Exercise
Output the entries word for word. Omit images.

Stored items
•••••
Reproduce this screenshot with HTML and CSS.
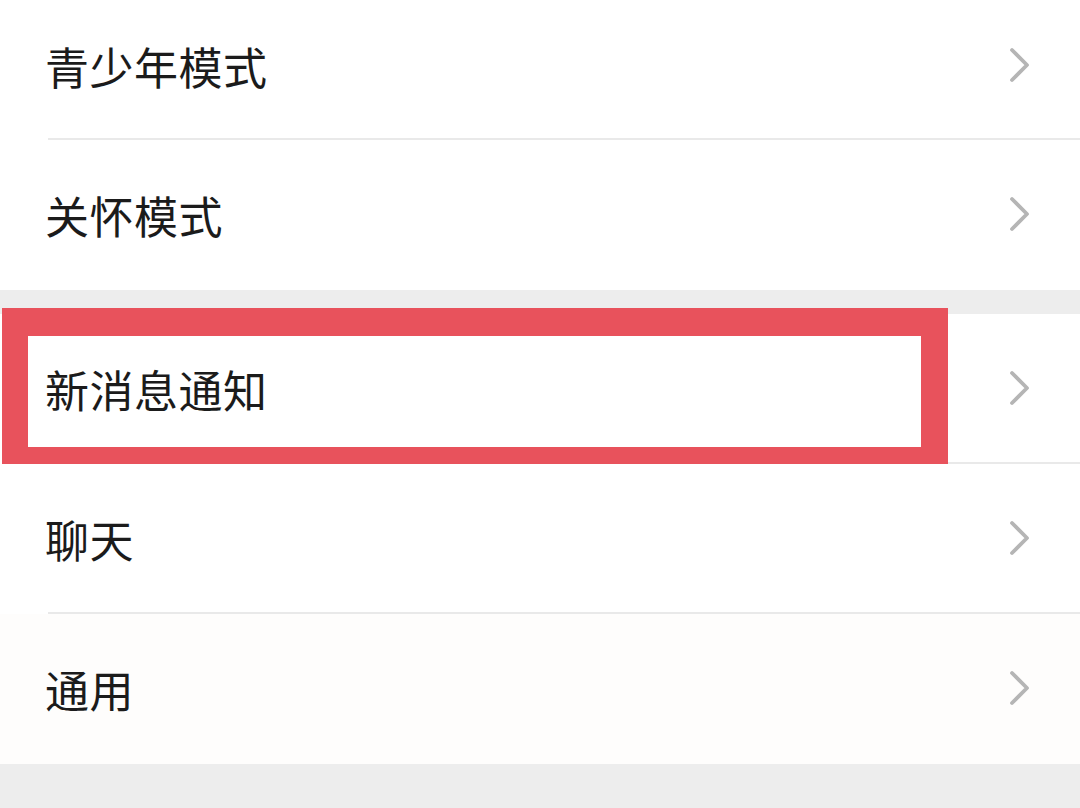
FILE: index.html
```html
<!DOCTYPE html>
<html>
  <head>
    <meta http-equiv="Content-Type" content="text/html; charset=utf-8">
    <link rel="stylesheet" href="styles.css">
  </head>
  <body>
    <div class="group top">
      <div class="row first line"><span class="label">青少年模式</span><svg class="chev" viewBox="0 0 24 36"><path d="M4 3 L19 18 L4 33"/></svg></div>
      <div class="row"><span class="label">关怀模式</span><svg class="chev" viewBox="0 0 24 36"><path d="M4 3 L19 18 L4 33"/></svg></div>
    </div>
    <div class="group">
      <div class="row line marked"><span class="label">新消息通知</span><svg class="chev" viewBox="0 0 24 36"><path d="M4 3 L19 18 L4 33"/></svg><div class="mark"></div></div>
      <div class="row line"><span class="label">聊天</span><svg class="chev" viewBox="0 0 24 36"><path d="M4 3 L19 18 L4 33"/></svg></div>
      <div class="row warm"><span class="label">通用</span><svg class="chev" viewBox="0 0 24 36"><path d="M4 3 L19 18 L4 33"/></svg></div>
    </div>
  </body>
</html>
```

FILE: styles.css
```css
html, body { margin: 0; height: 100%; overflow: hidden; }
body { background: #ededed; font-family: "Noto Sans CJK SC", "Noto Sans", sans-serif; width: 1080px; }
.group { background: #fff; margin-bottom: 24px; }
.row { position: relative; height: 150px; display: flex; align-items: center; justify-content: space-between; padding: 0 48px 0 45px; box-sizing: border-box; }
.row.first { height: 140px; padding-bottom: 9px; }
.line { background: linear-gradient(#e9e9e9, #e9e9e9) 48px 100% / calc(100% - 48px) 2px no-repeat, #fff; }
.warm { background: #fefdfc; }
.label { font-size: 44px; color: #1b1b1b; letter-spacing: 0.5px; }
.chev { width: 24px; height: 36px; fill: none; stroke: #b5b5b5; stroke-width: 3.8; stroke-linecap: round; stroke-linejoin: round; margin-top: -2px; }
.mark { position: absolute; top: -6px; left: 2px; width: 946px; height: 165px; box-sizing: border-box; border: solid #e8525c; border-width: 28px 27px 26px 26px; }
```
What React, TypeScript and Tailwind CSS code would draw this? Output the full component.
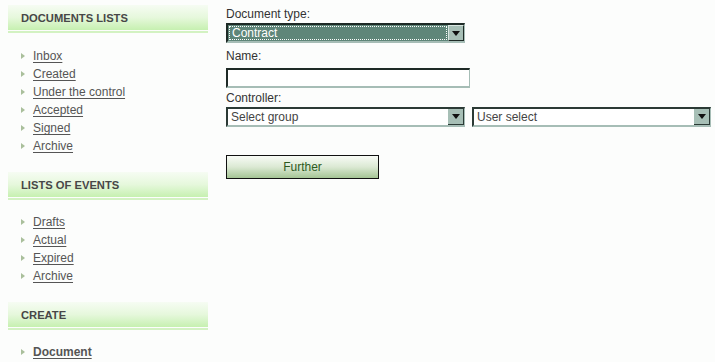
•••••
Full answer
Reproduce this screenshot with HTML and CSS.
FILE: index.html
```html
<!DOCTYPE html>
<html>
  <head>
    <meta http-equiv="Content-Type" content="text/html; charset=utf-8">
    <link rel="stylesheet" href="styles.css">
  </head>
  <body>
    <div class="group top">
      <div class="row first line"><span class="label">青少年模式</span><svg class="chev" viewBox="0 0 24 36"><path d="M4 3 L19 18 L4 33"/></svg></div>
      <div class="row"><span class="label">关怀模式</span><svg class="chev" viewBox="0 0 24 36"><path d="M4 3 L19 18 L4 33"/></svg></div>
    </div>
    <div class="group">
      <div class="row line marked"><span class="label">新消息通知</span><svg class="chev" viewBox="0 0 24 36"><path d="M4 3 L19 18 L4 33"/></svg><div class="mark"></div></div>
      <div class="row line"><span class="label">聊天</span><svg class="chev" viewBox="0 0 24 36"><path d="M4 3 L19 18 L4 33"/></svg></div>
      <div class="row warm"><span class="label">通用</span><svg class="chev" viewBox="0 0 24 36"><path d="M4 3 L19 18 L4 33"/></svg></div>
    </div>
  </body>
</html>
```

FILE: styles.css
```css
html, body { margin: 0; height: 100%; overflow: hidden; }
body { background: #ededed; font-family: "Noto Sans CJK SC", "Noto Sans", sans-serif; width: 1080px; }
.group { background: #fff; margin-bottom: 24px; }
.row { position: relative; height: 150px; display: flex; align-items: center; justify-content: space-between; padding: 0 48px 0 45px; box-sizing: border-box; }
.row.first { height: 140px; padding-bottom: 9px; }
.line { background: linear-gradient(#e9e9e9, #e9e9e9) 48px 100% / calc(100% - 48px) 2px no-repeat, #fff; }
.warm { background: #fefdfc; }
.label { font-size: 44px; color: #1b1b1b; letter-spacing: 0.5px; }
.chev { width: 24px; height: 36px; fill: none; stroke: #b5b5b5; stroke-width: 3.8; stroke-linecap: round; stroke-linejoin: round; margin-top: -2px; }
.mark { position: absolute; top: -6px; left: 2px; width: 946px; height: 165px; box-sizing: border-box; border: solid #e8525c; border-width: 28px 27px 26px 26px; }
```
What React, TypeScript and Tailwind CSS code would draw this? Output the full component.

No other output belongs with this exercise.